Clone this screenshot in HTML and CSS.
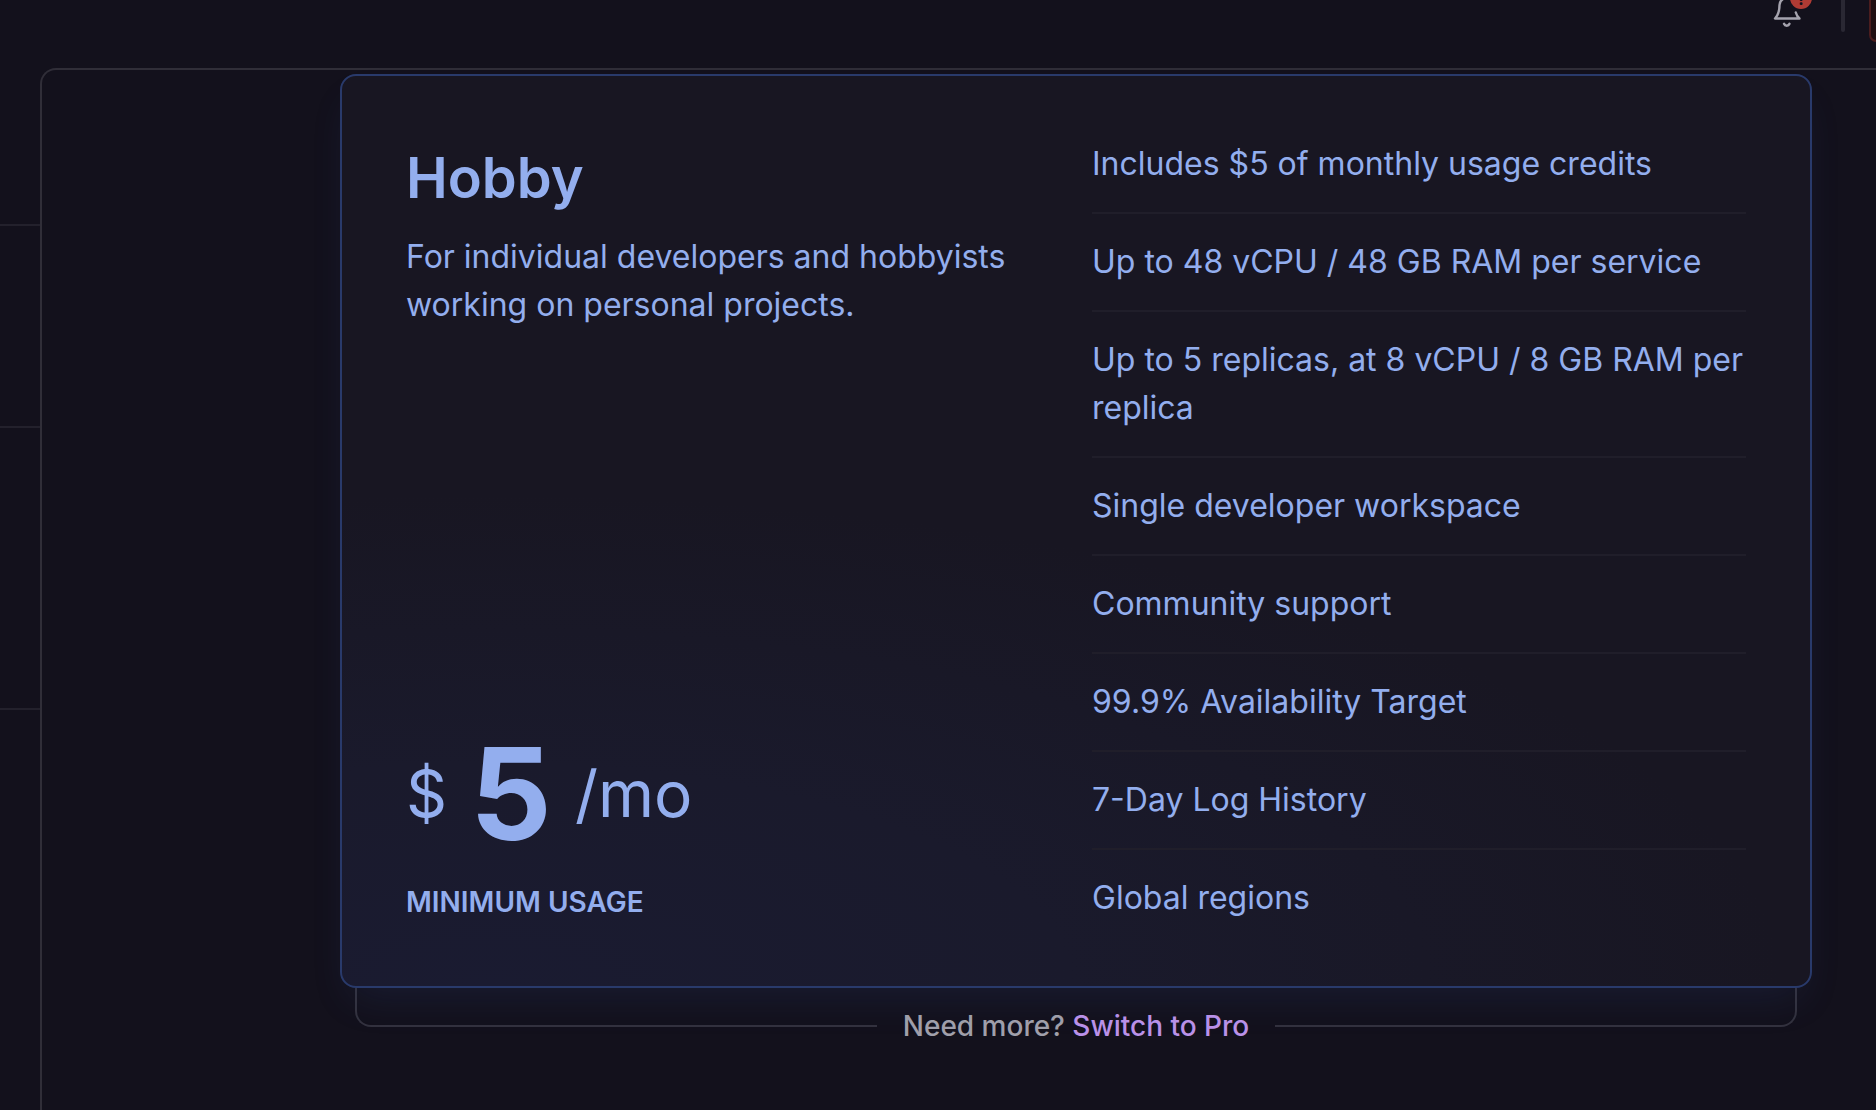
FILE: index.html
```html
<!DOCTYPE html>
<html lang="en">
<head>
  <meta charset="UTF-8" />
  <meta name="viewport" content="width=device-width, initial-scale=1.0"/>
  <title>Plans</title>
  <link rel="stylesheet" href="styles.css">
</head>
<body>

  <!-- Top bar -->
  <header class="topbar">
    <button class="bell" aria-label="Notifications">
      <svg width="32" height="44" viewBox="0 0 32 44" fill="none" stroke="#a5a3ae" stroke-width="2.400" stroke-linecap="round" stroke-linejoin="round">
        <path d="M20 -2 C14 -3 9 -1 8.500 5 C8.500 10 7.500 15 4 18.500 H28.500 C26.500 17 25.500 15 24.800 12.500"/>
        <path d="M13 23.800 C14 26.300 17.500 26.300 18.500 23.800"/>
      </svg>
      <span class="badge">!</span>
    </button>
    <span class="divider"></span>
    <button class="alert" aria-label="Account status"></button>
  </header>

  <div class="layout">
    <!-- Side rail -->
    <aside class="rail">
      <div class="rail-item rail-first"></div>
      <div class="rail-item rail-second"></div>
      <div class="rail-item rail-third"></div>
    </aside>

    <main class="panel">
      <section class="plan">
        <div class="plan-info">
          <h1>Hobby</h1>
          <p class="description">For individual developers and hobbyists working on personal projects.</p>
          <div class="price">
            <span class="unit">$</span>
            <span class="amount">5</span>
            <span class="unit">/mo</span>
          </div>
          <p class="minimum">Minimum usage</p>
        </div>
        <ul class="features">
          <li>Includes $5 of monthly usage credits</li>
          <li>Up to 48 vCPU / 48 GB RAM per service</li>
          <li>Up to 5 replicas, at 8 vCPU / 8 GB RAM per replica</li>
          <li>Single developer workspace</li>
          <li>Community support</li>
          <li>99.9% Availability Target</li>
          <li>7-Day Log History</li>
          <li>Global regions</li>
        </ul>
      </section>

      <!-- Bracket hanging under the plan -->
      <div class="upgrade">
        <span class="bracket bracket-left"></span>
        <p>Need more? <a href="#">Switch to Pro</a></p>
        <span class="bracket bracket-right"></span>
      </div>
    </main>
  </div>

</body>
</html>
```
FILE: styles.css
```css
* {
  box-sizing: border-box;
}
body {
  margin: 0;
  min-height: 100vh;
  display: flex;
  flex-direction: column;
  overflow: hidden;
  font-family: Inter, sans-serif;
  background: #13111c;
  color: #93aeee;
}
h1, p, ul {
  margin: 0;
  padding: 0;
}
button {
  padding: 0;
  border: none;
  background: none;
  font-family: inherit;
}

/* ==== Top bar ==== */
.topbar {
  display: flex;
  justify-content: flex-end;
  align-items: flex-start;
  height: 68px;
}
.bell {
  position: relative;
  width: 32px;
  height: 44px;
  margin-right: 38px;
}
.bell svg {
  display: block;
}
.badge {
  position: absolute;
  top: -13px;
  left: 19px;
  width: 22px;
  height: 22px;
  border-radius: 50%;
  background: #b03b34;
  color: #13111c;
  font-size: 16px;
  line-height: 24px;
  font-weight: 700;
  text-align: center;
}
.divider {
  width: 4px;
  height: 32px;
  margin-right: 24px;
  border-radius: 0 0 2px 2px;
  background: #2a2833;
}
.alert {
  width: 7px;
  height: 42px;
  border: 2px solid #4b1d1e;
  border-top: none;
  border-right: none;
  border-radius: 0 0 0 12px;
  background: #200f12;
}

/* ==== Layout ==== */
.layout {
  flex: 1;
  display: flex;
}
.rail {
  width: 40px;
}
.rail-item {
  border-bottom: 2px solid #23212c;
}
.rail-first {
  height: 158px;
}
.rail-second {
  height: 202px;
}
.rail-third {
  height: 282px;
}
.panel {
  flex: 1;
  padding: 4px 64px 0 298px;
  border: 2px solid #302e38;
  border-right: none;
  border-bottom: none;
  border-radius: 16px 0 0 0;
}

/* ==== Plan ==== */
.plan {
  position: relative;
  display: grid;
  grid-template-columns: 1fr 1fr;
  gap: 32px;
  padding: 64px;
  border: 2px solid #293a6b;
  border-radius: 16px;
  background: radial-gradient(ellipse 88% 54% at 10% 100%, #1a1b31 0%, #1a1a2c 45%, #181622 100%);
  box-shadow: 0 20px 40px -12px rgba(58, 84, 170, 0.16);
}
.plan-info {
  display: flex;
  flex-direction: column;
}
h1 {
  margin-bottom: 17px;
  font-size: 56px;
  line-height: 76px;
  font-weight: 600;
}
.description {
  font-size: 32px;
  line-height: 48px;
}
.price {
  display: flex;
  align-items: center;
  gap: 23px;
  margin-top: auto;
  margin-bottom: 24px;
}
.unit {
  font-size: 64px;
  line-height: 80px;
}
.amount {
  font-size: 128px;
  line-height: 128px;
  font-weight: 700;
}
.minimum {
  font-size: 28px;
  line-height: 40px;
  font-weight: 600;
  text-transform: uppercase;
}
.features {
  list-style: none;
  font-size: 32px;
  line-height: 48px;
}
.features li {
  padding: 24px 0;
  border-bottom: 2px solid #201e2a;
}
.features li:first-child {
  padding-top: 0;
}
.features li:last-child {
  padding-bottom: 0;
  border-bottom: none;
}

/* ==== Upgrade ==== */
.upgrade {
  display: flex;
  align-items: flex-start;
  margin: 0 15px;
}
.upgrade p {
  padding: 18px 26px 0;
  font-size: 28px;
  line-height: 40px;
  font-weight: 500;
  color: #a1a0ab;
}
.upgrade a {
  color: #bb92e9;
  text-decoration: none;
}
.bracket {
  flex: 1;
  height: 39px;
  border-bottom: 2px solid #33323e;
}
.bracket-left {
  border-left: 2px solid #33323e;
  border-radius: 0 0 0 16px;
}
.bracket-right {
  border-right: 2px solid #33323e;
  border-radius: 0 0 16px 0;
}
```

**STATED TASK:** Leave the pictures out and output the rest of the listing exactly.

**OUTPUT FOR THIS TASK:**
Clone this screenshot in HTML and CSS.
FILE: index.html
```html
<!DOCTYPE html>
<html lang="en">
<head>
  <meta charset="UTF-8" />
  <meta name="viewport" content="width=device-width, initial-scale=1.0"/>
  <title>Plans</title>
  <link rel="stylesheet" href="styles.css">
</head>
<body>

  <!-- Top bar -->
  <header class="topbar">
    <button class="bell" aria-label="Notifications">
      <svg width="32" height="44" viewBox="0 0 32 44" fill="none" stroke="#a5a3ae" stroke-width="2.400" stroke-linecap="round" stroke-linejoin="round">
        <path d="M20 -2 C14 -3 9 -1 8.500 5 C8.500 10 7.500 15 4 18.500 H28.500 C26.500 17 25.500 15 24.800 12.500"/>
        <path d="M13 23.800 C14 26.300 17.500 26.300 18.500 23.800"/>
      </svg>
      <span class="badge">!</span>
    </button>
    <span class="divider"></span>
    <button class="alert" aria-label="Account status"></button>
  </header>

  <div class="layout">
    <!-- Side rail -->
    <aside class="rail">
      <div class="rail-item rail-first"></div>
      <div class="rail-item rail-second"></div>
      <div class="rail-item rail-third"></div>
    </aside>

    <main class="panel">
      <section class="plan">
        <div class="plan-info">
          <h1>Hobby</h1>
          <p class="description">For individual developers and hobbyists working on personal projects.</p>
          <div class="price">
            <span class="unit">$</span>
            <span class="amount">5</span>
            <span class="unit">/mo</span>
          </div>
          <p class="minimum">Minimum usage</p>
        </div>
        <ul class="features">
          <li>Includes $5 of monthly usage credits</li>
          <li>Up to 48 vCPU / 48 GB RAM per service</li>
          <li>Up to 5 replicas, at 8 vCPU / 8 GB RAM per replica</li>
          <li>Single developer workspace</li>
          <li>Community support</li>
          <li>99.9% Availability Target</li>
          <li>7-Day Log History</li>
          <li>Global regions</li>
        </ul>
      </section>

      <!-- Bracket hanging under the plan -->
      <div class="upgrade">
        <span class="bracket bracket-left"></span>
        <p>Need more? <a href="#">Switch to Pro</a></p>
        <span class="bracket bracket-right"></span>
      </div>
    </main>
  </div>

</body>
</html>
```
FILE: styles.css
```css
* {
  box-sizing: border-box;
}
body {
  margin: 0;
  min-height: 100vh;
  display: flex;
  flex-direction: column;
  overflow: hidden;
  font-family: Inter, sans-serif;
  background: #13111c;
  color: #93aeee;
}
h1, p, ul {
  margin: 0;
  padding: 0;
}
button {
  padding: 0;
  border: none;
  background: none;
  font-family: inherit;
}

/* ==== Top bar ==== */
.topbar {
  display: flex;
  justify-content: flex-end;
  align-items: flex-start;
  height: 68px;
}
.bell {
  position: relative;
  width: 32px;
  height: 44px;
  margin-right: 38px;
}
.bell svg {
  display: block;
}
.badge {
  position: absolute;
  top: -13px;
  left: 19px;
  width: 22px;
  height: 22px;
  border-radius: 50%;
  background: #b03b34;
  color: #13111c;
  font-size: 16px;
  line-height: 24px;
  font-weight: 700;
  text-align: center;
}
.divider {
  width: 4px;
  height: 32px;
  margin-right: 24px;
  border-radius: 0 0 2px 2px;
  background: #2a2833;
}
.alert {
  width: 7px;
  height: 42px;
  border: 2px solid #4b1d1e;
  border-top: none;
  border-right: none;
  border-radius: 0 0 0 12px;
  background: #200f12;
}

/* ==== Layout ==== */
.layout {
  flex: 1;
  display: flex;
}
.rail {
  width: 40px;
}
.rail-item {
  border-bottom: 2px solid #23212c;
}
.rail-first {
  height: 158px;
}
.rail-second {
  height: 202px;
}
.rail-third {
  height: 282px;
}
.panel {
  flex: 1;
  padding: 4px 64px 0 298px;
  border: 2px solid #302e38;
  border-right: none;
  border-bottom: none;
  border-radius: 16px 0 0 0;
}

/* ==== Plan ==== */
.plan {
  position: relative;
  display: grid;
  grid-template-columns: 1fr 1fr;
  gap: 32px;
  padding: 64px;
  border: 2px solid #293a6b;
  border-radius: 16px;
  background: radial-gradient(ellipse 88% 54% at 10% 100%, #1a1b31 0%, #1a1a2c 45%, #181622 100%);
  box-shadow: 0 20px 40px -12px rgba(58, 84, 170, 0.16);
}
.plan-info {
  display: flex;
  flex-direction: column;
}
h1 {
  margin-bottom: 17px;
  font-size: 56px;
  line-height: 76px;
  font-weight: 600;
}
.description {
  font-size: 32px;
  line-height: 48px;
}
.price {
  display: flex;
  align-items: center;
  gap: 23px;
  margin-top: auto;
  margin-bottom: 24px;
}
.unit {
  font-size: 64px;
  line-height: 80px;
}
.amount {
  font-size: 128px;
  line-height: 128px;
  font-weight: 700;
}
.minimum {
  font-size: 28px;
  line-height: 40px;
  font-weight: 600;
  text-transform: uppercase;
}
.features {
  list-style: none;
  font-size: 32px;
  line-height: 48px;
}
.features li {
  padding: 24px 0;
  border-bottom: 2px solid #201e2a;
}
.features li:first-child {
  padding-top: 0;
}
.features li:last-child {
  padding-bottom: 0;
  border-bottom: none;
}

/* ==== Upgrade ==== */
.upgrade {
  display: flex;
  align-items: flex-start;
  margin: 0 15px;
}
.upgrade p {
  padding: 18px 26px 0;
  font-size: 28px;
  line-height: 40px;
  font-weight: 500;
  color: #a1a0ab;
}
.upgrade a {
  color: #bb92e9;
  text-decoration: none;
}
.bracket {
  flex: 1;
  height: 39px;
  border-bottom: 2px solid #33323e;
}
.bracket-left {
  border-left: 2px solid #33323e;
  border-radius: 0 0 0 16px;
}
.bracket-right {
  border-right: 2px solid #33323e;
  border-radius: 0 0 16px 0;
}
```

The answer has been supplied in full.